Mehrere Personen wurden festgenommen, weil sie öffentlich ihre Ablehnung der Regierung zum Ausdruck gebracht hatten. In einem Fall wurde deshalb eine Gefängnisstrafe verhängt.

  • Im Juni 2011 wurden Alioune Tine, Generalsekretär der Menschenrechtsorganisation Rencontre Africaine pour la Défense des Droits de l’Homme (RADDHO), und Oumar Diallo bei einer Protestaktion gegen die umstrittene Verfassungsreform von Personen angegriffen, die der Regierungspartei nahestehen sollen.

  • Im Oktober wurde Malick Noël Seck, Sprecher einer Bewegung, die der Sozialistischen Partei nahesteht, zu zwei Jahren Gefängnis verurteilt, weil er Mitglieder des Verfassungsrats aufgefordert hatte, Präsident Wades Kandidatur für eine dritte Amtszeit nicht zuzulassen.

Folter und andere Misshandlungen

Straftatverdächtige wurden von der Polizei routinemäßig gefoltert. Ein Gefangener soll zu Tode gefoltert worden sein.

  • Im April 2011 wurde die unbekleidete Leiche von Aladji Konaté an einem Flussufer in der Stadt Bakel gefunden. Die Hände des Toten waren gefesselt und an seinem Körper waren Folterspuren sichtbar. Sicherheitskräfte erklärten, Konaté sei in den Fluss gesprungen, um sich so der Festnahme wegen mutmaßlichen Drogenhandels zu entziehen.

  • Im September misshandelten Gendarmen in Thiaroye, einem Bezirk in Dakar, drei junge Männer, die festgenommen worden waren, weil sich ein Nachbar über sie beschwert hatte. Die Männer erlitten durch die Misshandlungen Verletzungen.
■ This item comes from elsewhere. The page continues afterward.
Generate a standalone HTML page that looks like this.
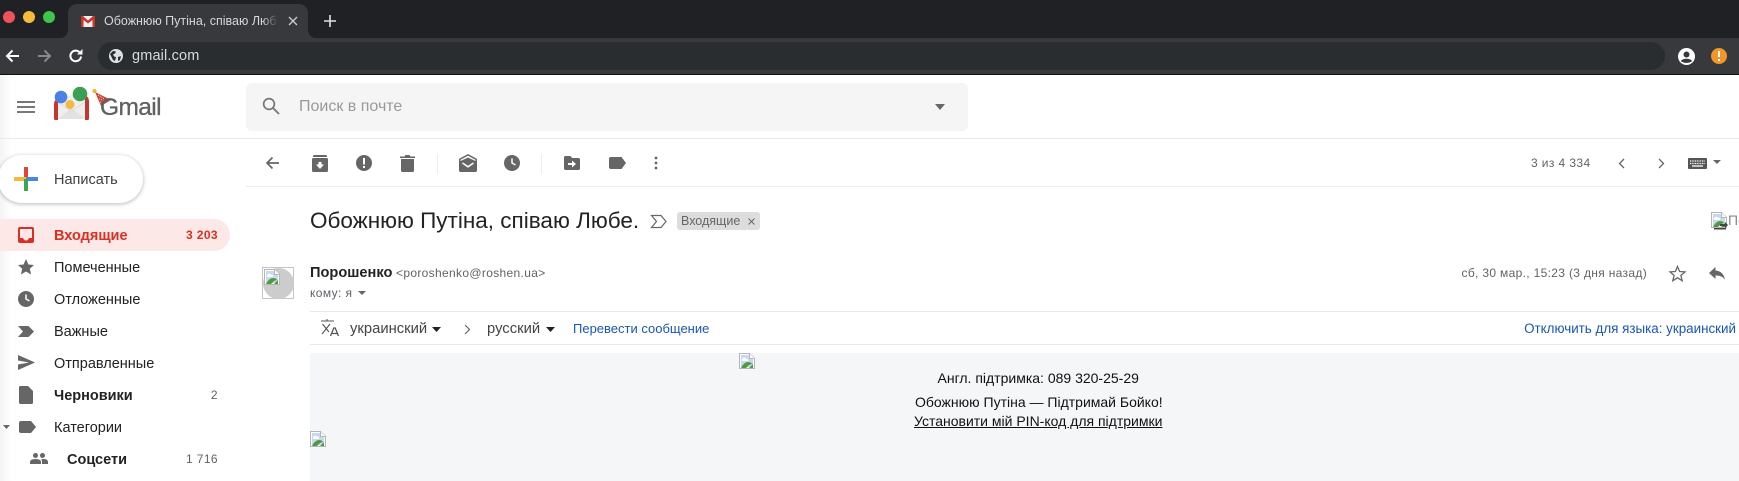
<!DOCTYPE html>
<html lang="ru"><head><meta charset="utf-8"><title>Gmail</title>
<style>
html,body{margin:0;padding:0;width:1739px;height:481px;overflow:hidden;background:#fff}
body{position:relative;font-family:"Liberation Sans","Noto Sans CJK SC",sans-serif;color:#222}
.a{position:absolute;white-space:nowrap}
svg{position:absolute;overflow:visible}
.r{position:absolute;left:54px;font-size:14.5px;line-height:20px;color:#222}
.c{position:absolute;right:1521px;font-size:12px;line-height:16px;color:#5f6368;letter-spacing:.4px}
.l{position:absolute;background:#e9e9e9;height:1px}
</style></head><body>
<!-- sidebar edge shade -->
<div class="a" style="left:0;top:75px;width:12px;height:406px;background:linear-gradient(90deg,#f4f4f4,#fff)"></div>
<!-- browser chrome -->
<div class="a" style="left:0;top:0;width:1739px;height:38px;background:#1f2124"></div>
<div class="a" style="left:0;top:38px;width:1739px;height:36px;background:#37393c"></div>
<div class="a" style="left:0;top:74px;width:1739px;height:1px;background:#111"></div>
<div class="a" style="left:98px;top:42px;width:1567px;height:28px;border-radius:14px;background:#2a2d30"></div>
<svg style="left:60px;top:28px" width="256" height="10"><path d="M0 10Q8 10 8 0V10zM256 10Q248 10 248 0V10z" fill="#37393c"/></svg>
<div class="a" style="left:68px;top:4px;width:240px;height:34px;border-radius:9px 9px 0 0;background:#37393c"></div>
<div class="a" style="left:3px;top:11px;width:12px;height:12px;border-radius:50%;background:#f0525a"></div>
<div class="a" style="left:23px;top:11px;width:12px;height:12px;border-radius:50%;background:#f6bb3a"></div>
<div class="a" style="left:43px;top:11px;width:12px;height:12px;border-radius:50%;background:#3ec54b"></div>
<svg style="left:81px;top:16px" width="14" height="11" viewBox="0 0 14 11"><rect width="14" height="11" rx="1" fill="#eee"/><path d="M0 0h2l5 4.500L12 0h2v11h-2.500V4L7 7.500 2.500 4v7H0z" fill="#c5372c"/></svg>
<div class="a" style="left:104px;top:12px;width:172px;overflow:hidden;font-size:12.500px;line-height:18px;color:#d5d7da">Обожнюю Путіна, співаю Любе.</div>
<div class="a" style="left:262px;top:6px;width:16px;height:28px;background:linear-gradient(90deg,rgba(55,57,60,0),#37393c)"></div>
<svg style="left:288px;top:16px" width="10" height="10"><path d="M1 1l8 8M9 1l-8 8" stroke="#c8cacc" stroke-width="1.400"/></svg>
<svg style="left:324px;top:15px" width="12" height="12"><path d="M6 0v12M0 6h12" stroke="#dfe1e3" stroke-width="1.600"/></svg>
<svg style="left:5px;top:49px" width="15" height="14"><path d="M14 7H2M7.500 1.500 2 7l5.500 5.500" fill="none" stroke="#fff" stroke-width="2"/></svg>
<svg style="left:37px;top:49px" width="15" height="14"><path d="M1 7h12M7.500 1.500 13 7l-5.500 5.500" fill="none" stroke="#85878a" stroke-width="2"/></svg>
<svg style="left:68px;top:48px" width="16" height="16"><path d="M13 8.500A5.300 5.300 0 1 1 11.500 4.200" fill="none" stroke="#fff" stroke-width="2"/><path d="M9 6.500h5.500V1z" fill="#fff"/></svg>
<svg style="left:109px;top:49px" width="14" height="14" viewBox="0 0 14 14"><circle cx="7" cy="7" r="7" fill="#dfe1e3"/><path d="M1 5l3-3 3 .5-1 2-2 1 1 2 2 .5-1 4-2-1zM9 8l3-1-1 4-2 1z" fill="#2a2d30"/></svg>
<div class="a" style="left:132px;top:47px;font-size:14.500px;line-height:18px;color:#d8dadd;letter-spacing:.15px">gmail.com</div>
<svg style="left:1678px;top:48px" width="17" height="17" viewBox="0 0 17 17"><circle cx="8.500" cy="8.500" r="8.500" fill="#fff"/><circle cx="8.500" cy="6.500" r="3" fill="#37393c"/><path d="M3 13c1-3 10-3 11 0-2 2.500-9 2.500-11 0z" fill="#37393c"/></svg>
<div class="a" style="left:1711px;top:48px;width:16px;height:16px;border-radius:50%;background:#f0962a"></div>
<div class="a" style="left:1718px;top:51px;width:2px;height:6px;background:#fff"></div>
<div class="a" style="left:1718px;top:59px;width:2px;height:2px;background:#fff"></div>

<!-- gmail header -->
<svg style="left:17px;top:101px" width="18" height="12"><path d="M0 1h18M0 6h18M0 11h18" stroke="#666" stroke-width="1.700"/></svg>
<svg style="left:54px;top:87px" width="60" height="36" viewBox="0 0 60 36">
<path d="M2 15Q18 2 33 13V32H2z" fill="#eee"/>
<path d="M4 32 17.500 21 31 32z" fill="#e2e2e2"/>
<path d="M4 15 17.500 24 31 15" fill="none" stroke="#dcdcdc" stroke-width="1"/>
<path d="M1 33Q0 33 0 31V17Q0 13 5 10L8 9 4 15V33zM34 33Q35 33 35 31V14Q35 10 30 7L26 6 31 13V33z" fill="#c5372c"/>
<circle cx="7" cy="10" r="6.300" fill="#4a80e8"/><circle cx="26" cy="7" r="7.300" fill="#3ba054"/><circle cx="16" cy="17.500" r="4.500" fill="#f5b93f"/>
<path d="M41 5l16 8-10 6z" fill="#c8413a"/><path d="M44 8l8 5M45 12l6 2M46 15l3 1" stroke="#f6d6d2" stroke-width="1" stroke-dasharray="1 1"/><circle cx="40.500" cy="4" r="2" fill="#f2b23a"/></svg>
<div class="a" style="left:100px;top:94px;font-size:24.500px;line-height:28px;color:#606060;letter-spacing:-.6px;-webkit-text-stroke:.3px #606060">Gmail</div>
<div class="a" style="left:246px;top:83px;width:722px;height:48px;border-radius:6px;background:#f5f5f5"></div>
<svg style="left:262px;top:97px" width="18" height="18"><circle cx="7" cy="7" r="5.400" fill="none" stroke="#777" stroke-width="1.700"/><path d="M11 11l6 6" stroke="#777" stroke-width="1.900"/></svg>
<div class="a" style="left:299px;top:97px;font-size:16px;line-height:20px;color:#999">Поиск в почте</div>
<svg style="left:935px;top:104px" width="10" height="6"><path d="M0 0h10L5 6z" fill="#666"/></svg>
<div class="l" style="left:0;top:138px;width:1739px;background:#ebebeb"></div>

<!-- sidebar -->
<div class="a" style="left:-2px;top:155px;width:145px;height:48px;border-radius:24px;background:#fff;box-shadow:0 1px 3px 1px rgba(60,64,67,.25)"></div>
<svg style="left:14px;top:167px" width="24" height="24"><rect x="10" width="4" height="12" fill="#e0443a"/><rect y="10" width="12" height="4" fill="#f4bb3a"/><rect x="12" y="10" width="12" height="4" fill="#4a85ea"/><rect x="10" y="12" width="4" height="12" fill="#3aa757"/></svg>
<div class="a" style="left:54px;top:170px;font-size:14.500px;line-height:20px;color:#3c4043">Написать</div>
<div class="a" style="left:0;top:219px;width:230px;height:32px;border-radius:0 16px 16px 0;background:#fce8e6"></div>

<svg style="left:18px;top:227px" width="16" height="16" viewBox="0 0 16 16"><path d="M2 0h12q2 0 2 2v12q0 2-2 2H2q-2 0-2-2V2q0-2 2-2zm0 2v9h3q1 2.500 3 2.500T11 11h3V2z" fill="#d93025"/></svg>
<div class="r" style="top:226px;color:#d93025;font-weight:bold">Входящие</div>
<div class="c" style="top:227px;color:#d93025;font-weight:bold">3 203</div>

<svg style="left:18px;top:259px" width="16" height="16" viewBox="0 0 16 16"><path d="M8 0l2.400 5.500 5.600.5-4.200 3.800 1.300 5.700L8 12.500l-5.100 3 1.300-5.700L0 6l5.600-.5z" fill="#666"/></svg>
<div class="r" style="top:258px">Помеченные</div>

<svg style="left:18px;top:291px" width="16" height="16"><circle cx="8" cy="8" r="8" fill="#666"/><path d="M8 3.500V8l3.500 2" fill="none" stroke="#fff" stroke-width="1.500"/></svg>
<div class="r" style="top:290px">Отложенные</div>

<svg style="left:18px;top:326px" width="16" height="11"><path d="M0 0h10.500L16 5.500 10.500 11H0l5-5.500z" fill="#666"/></svg>
<div class="r" style="top:322px">Важные</div>

<svg style="left:18px;top:355px" width="17" height="15"><path d="M0 0l17 7.500L0 15V9.500l11-2-11-2z" fill="#666"/></svg>
<div class="r" style="top:354px">Отправленные</div>

<svg style="left:19px;top:386px" width="14" height="18"><path d="M1.500 0H9l5 5v11.500q0 1.500-1.500 1.500h-11Q0 18 0 16.500v-15Q0 0 1.500 0z" fill="#666"/></svg>
<div class="r" style="top:386px;font-weight:bold">Черновики</div>
<div class="c" style="top:387px">2</div>

<svg style="left:3px;top:425px" width="7" height="4"><path d="M0 0h7L3.500 4z" fill="#666"/></svg>
<svg style="left:19px;top:421px" width="17" height="12"><path d="M2 0h10l5 6-5 6H2q-2 0-2-2V2q0-2 2-2z" fill="#666"/></svg>
<div class="r" style="top:418px">Категории</div>

<svg style="left:30px;top:453px" width="18" height="11" viewBox="0 0 18 11"><circle cx="5.500" cy="2.500" r="2.500" fill="#666"/><circle cx="12.500" cy="2.500" r="2.500" fill="#666"/><path d="M0 11V9q0-3 5.500-3T11 9v2zM12 11V8.500q0-1.200-1-2.300 7-.8 7 2.800v2z" fill="#666"/></svg>
<div class="r" style="left:67px;top:450px;font-weight:bold">Соцсети</div>
<div class="c" style="top:451px">1 716</div>

<!-- toolbar -->
<svg style="left:265px;top:156px" width="14" height="14"><path d="M14 7H2M7.500 1.500 2 7l5.500 5.500" fill="none" stroke="#666" stroke-width="1.700"/></svg>
<svg style="left:312px;top:155px" width="16" height="17" viewBox="0 0 16 17"><path d="M2.500 0h11Q15 0 15 1.500V2H1v-.5Q1 0 2.500 0z" fill="#666"/><path d="M1.500 3h13Q16 3 16 4.500V15.500Q16 17 14.500 17h-13Q0 17 0 15.500V4.500Q0 3 1.500 3z" fill="#666"/><path d="M8 14 4 9.500h2.500V7h3v2.500H12z" fill="#fff"/></svg>
<svg style="left:356px;top:155px" width="16" height="16"><circle cx="8" cy="8" r="8" fill="#666"/><rect x="7" y="3" width="2" height="6.500" fill="#fff"/><rect x="7" y="11" width="2" height="2" fill="#fff"/></svg>
<svg style="left:400px;top:155px" width="15" height="17"><path d="M0 1.500h4.500l1-1.500h4l1 1.500H15V3H0zM1 4h13v11.500q0 1.500-1.500 1.500h-10Q1 17 1 15.500z" fill="#666"/></svg>
<div class="a" style="left:437px;top:154px;width:1px;height:20px;background:#eee"></div>
<svg style="left:459px;top:154px" width="18" height="18" viewBox="0 0 18 18"><path d="M.8 7V5.300L9 .9l8.200 4.400V7" fill="none" stroke="#666" stroke-width="1.500"/><path d="M0 7h1.500L9 3.500 16.500 7H18v9.500q0 1.500-1.500 1.500h-15Q0 18 0 16.500z" fill="#666"/><path d="M3.500 9 9 12.800 14.500 9" fill="none" stroke="#fff" stroke-width="1.500"/></svg>
<svg style="left:503.500px;top:155px" width="16" height="16"><circle cx="8" cy="8" r="8" fill="#666"/><path d="M8 3.500V8l3.500 2" fill="none" stroke="#fff" stroke-width="1.500"/></svg>
<div class="a" style="left:541px;top:154px;width:1px;height:20px;background:#eee"></div>
<svg style="left:564px;top:156px" width="16" height="14"><path d="M1.500 0h5l1.500 2h6.500Q16 2 16 3.500v9q0 1.500-1.500 1.500h-13Q0 14 0 12.500v-11Q0 0 1.500 0z" fill="#666"/><path d="M4 7h4V4.500L12 8l-4 3.500V9H4z" fill="#fff"/></svg>
<svg style="left:608.500px;top:157px" width="17" height="12"><path d="M2 0h10.500L17 6l-4.500 6H2q-2 0-2-2V2q0-2 2-2z" fill="#666"/></svg>
<svg style="left:654px;top:156px" width="4" height="14"><circle cx="2" cy="2" r="1.400" fill="#666"/><circle cx="2" cy="7" r="1.400" fill="#666"/><circle cx="2" cy="12" r="1.400" fill="#666"/></svg>
<div class="a" style="left:1531px;top:155px;font-size:12px;line-height:16px;color:#5f6368;letter-spacing:.4px">3 из 4 334</div>
<svg style="left:1618px;top:158px" width="7" height="11"><path d="M6 1 1.500 5.500 6 10" fill="none" stroke="#666" stroke-width="1.300"/></svg>
<svg style="left:1658px;top:158px" width="7" height="11"><path d="M1 1l4.500 4.500L1 10" fill="none" stroke="#666" stroke-width="1.300"/></svg>
<svg style="left:1688px;top:158px" width="19" height="11"><rect width="19" height="11" rx="1" fill="#555"/><path d="M2 3h15M2 5.500h15" stroke="#fff" stroke-width="1.300" stroke-dasharray="1 .7"/><path d="M4 8h11" stroke="#fff" stroke-width="1.300"/></svg>
<svg style="left:1713px;top:160px" width="8" height="4"><path d="M0 0h8L4 4z" fill="#666"/></svg>
<div class="l" style="left:246px;top:186px;width:1493px;background:#eee"></div>

<!-- subject -->
<div class="a" style="left:310px;top:207px;font-size:22.500px;line-height:28px;color:#222">Обожнюю Путіна, співаю Любе.</div>
<svg style="left:651px;top:215px" width="16" height="13"><path d="M.5.500h9.500L15 6.500 10 12.500H.5L5.500 6.500z" fill="none" stroke="#666" stroke-width="1.200"/></svg>
<div class="a" style="left:677px;top:212px;width:83px;height:18px;border-radius:3px;background:#ddd"></div>
<div class="a" style="left:681px;top:213px;font-size:12.500px;line-height:16px;color:#666">Входящие</div>
<svg style="left:748px;top:218px" width="7" height="7"><path d="M.5.500l6 6M6.500.500l-6 6" stroke="#666" stroke-width="1"/></svg>

<!-- broken image, top right -->
<svg style="left:1711px;top:212px" width="17" height="17"><use href="#bi"/><path d="M3 16h12v1.500H3zM9 12h5v-2l3 3-3 3v-2H9z" fill="#444"/></svg>
<div class="a" style="left:1728px;top:211px;font-size:14px;line-height:18px;color:#888">Пе</div>

<!-- sender -->
<div class="a" style="left:262px;top:267px;width:30px;height:30px;border:1px solid #c4c4c4;background:#fff"></div>
<div class="a" style="left:263px;top:268px;width:31px;height:31px;border-radius:50%;background:#ccc"></div>
<svg style="left:264px;top:269px" width="16" height="16"><use href="#bi"/></svg>
<div class="a" style="left:310px;top:264px;font-size:14.600px;line-height:18px;font-weight:bold;color:#222">Порошенко</div>
<div class="a" style="left:396px;top:265px;font-size:12px;line-height:16px;color:#5f6368;letter-spacing:.33px">&lt;poroshenko@roshen.ua&gt;</div>
<div class="a" style="left:310px;top:285px;font-size:12px;line-height:16px;color:#5f6368;letter-spacing:.4px">кому: я</div>
<svg style="left:358px;top:291px" width="8" height="4"><path d="M0 0h8L4 4z" fill="#666"/></svg>
<div class="a" style="left:1461.500px;top:265px;font-size:12px;line-height:16px;color:#5f6368;letter-spacing:.33px">сб, 30 мар., 15:23 (3 дня назад)</div>
<svg style="left:1669px;top:265px" width="17" height="17" viewBox="0 0 17 17"><path d="M8.500 1.500l2.100 5 5.400.400-4.100 3.500 1.300 5.300-4.700-2.900-4.700 2.900 1.300-5.300L1 6.900l5.400-.4z" fill="none" stroke="#666" stroke-width="1.300"/></svg>
<svg style="left:1709px;top:267px" width="16" height="13"><path d="M6.500 0v3.500C12 4 15 7 16 13c-2-3.500-5-4.500-9.500-4.500V12L0 6z" fill="#666"/></svg>

<!-- translate bar -->
<div class="l" style="left:310px;top:311px;width:1429px"></div>
<div class="l" style="left:310px;top:344px;width:1429px"></div>
<svg style="left:321px;top:319px" width="18" height="17" viewBox="0 0 18 17"><path d="M0 2h13M6 0v2M1.500 5 8 13M9 5 1 15" fill="none" stroke="#555" stroke-width="1.100"/><path d="M9.500 17l3.300-8h1.400l3.300 8M10.800 14.500h5.400" fill="none" stroke="#555" stroke-width="1.300"/></svg>
<div class="a" style="left:350px;top:320px;font-size:14.800px;line-height:18px;color:#444">украинский</div>
<svg style="left:432px;top:327px" width="9" height="5"><path d="M0 0h9L4.500 5z" fill="#222"/></svg>
<svg style="left:464px;top:324px" width="7" height="11"><path d="M1 1l4.500 4.500L1 10" fill="none" stroke="#666" stroke-width="1.200"/></svg>
<div class="a" style="left:487px;top:320px;font-size:14.800px;line-height:18px;color:#444">русский</div>
<svg style="left:546px;top:327px" width="9" height="5"><path d="M0 0h9L4.500 5z" fill="#222"/></svg>
<div class="a" style="left:573px;top:320px;font-size:13px;line-height:17px;color:#1a56b0">Перевести сообщение</div>
<div class="a" style="right:3px;top:320px;font-size:13.400px;line-height:17px;color:#1a56b0">Отключить для языка: украинский</div>

<!-- message body -->
<div class="a" style="left:310px;top:353px;width:1429px;height:128px;background:#f4f6f8"></div>
<svg style="left:739px;top:353px" width="16" height="16"><use href="#bi"/></svg>
<svg style="left:310px;top:431px" width="16" height="16"><use href="#bi"/></svg>
<div class="a" style="left:937.500px;top:369px;font-size:14px;line-height:18px;color:#111">Англ. підтримка: 089 320-25-29</div>
<div class="a" style="left:915px;top:393px;font-size:14px;line-height:18px;color:#111">Обожнюю Путіна — Підтримай Бойко!</div>
<div class="a" style="left:914px;top:412px;font-size:14px;line-height:18px;color:#111;text-decoration:underline">Установити мій PIN-код для підтримки</div>

<svg width="0" height="0" style="left:0;top:0"><defs><g id="bi"><path d="M.5.5h10L15.500 5.500v10H.5z" fill="#fff" stroke="#b5b5b5"/><path d="M2 2h8v4h4v8H2z" fill="#c9d8f2"/><path d="M3 6q1.500-2 3-1t3 1v2H3z" fill="#fff"/><path d="M2 15q3-6 7-6 3 0 4 2l-3 1-3 3z" fill="#4f9a3f"/><path d="M10.500.5v5h5" fill="#fff" stroke="#b5b5b5"/><path d="M10 15l4-4v4z" fill="#4f9a3f"/></g></defs></svg>
</body></html>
Nach einer Untersuchung des Vorfalls wurden zwei Gendarmen mit Kasernenarrest belegt. Ende 2011 hatte weder ein Prozess gegen die mutmaßlichen Täter stattgefunden, noch waren die Opfer entschädigt worden.

Internationale Rechtsprechung – Hissène Habré

Die Afrikanische Union erklärte im März 2011, dass der ehemalige tschadische Präsident Hissène Habré in Senegal vor ein Sondergericht gestellt werden solle. Im Juni erhob ein Bündnis von NGOs und Opfern der Regierung unter Hissène Habré Klage vor dem Internationalen Gerichtshof (International Court of Justice – ICJ) in Den Haag, weil Senegal Habré weder den Prozess machen noch ihn ausliefern wollte. Die Regierung gab im Juli bekannt, dass sie Hissène Habré in den Tschad überstellen wolle, wo er in Abwesenheit zum Tode verurteilt worden war. Nach Protesten von UN-Stellen und Menschrechtsorganisationen ließ die Regierung jedoch von ihrem Vorhaben ab.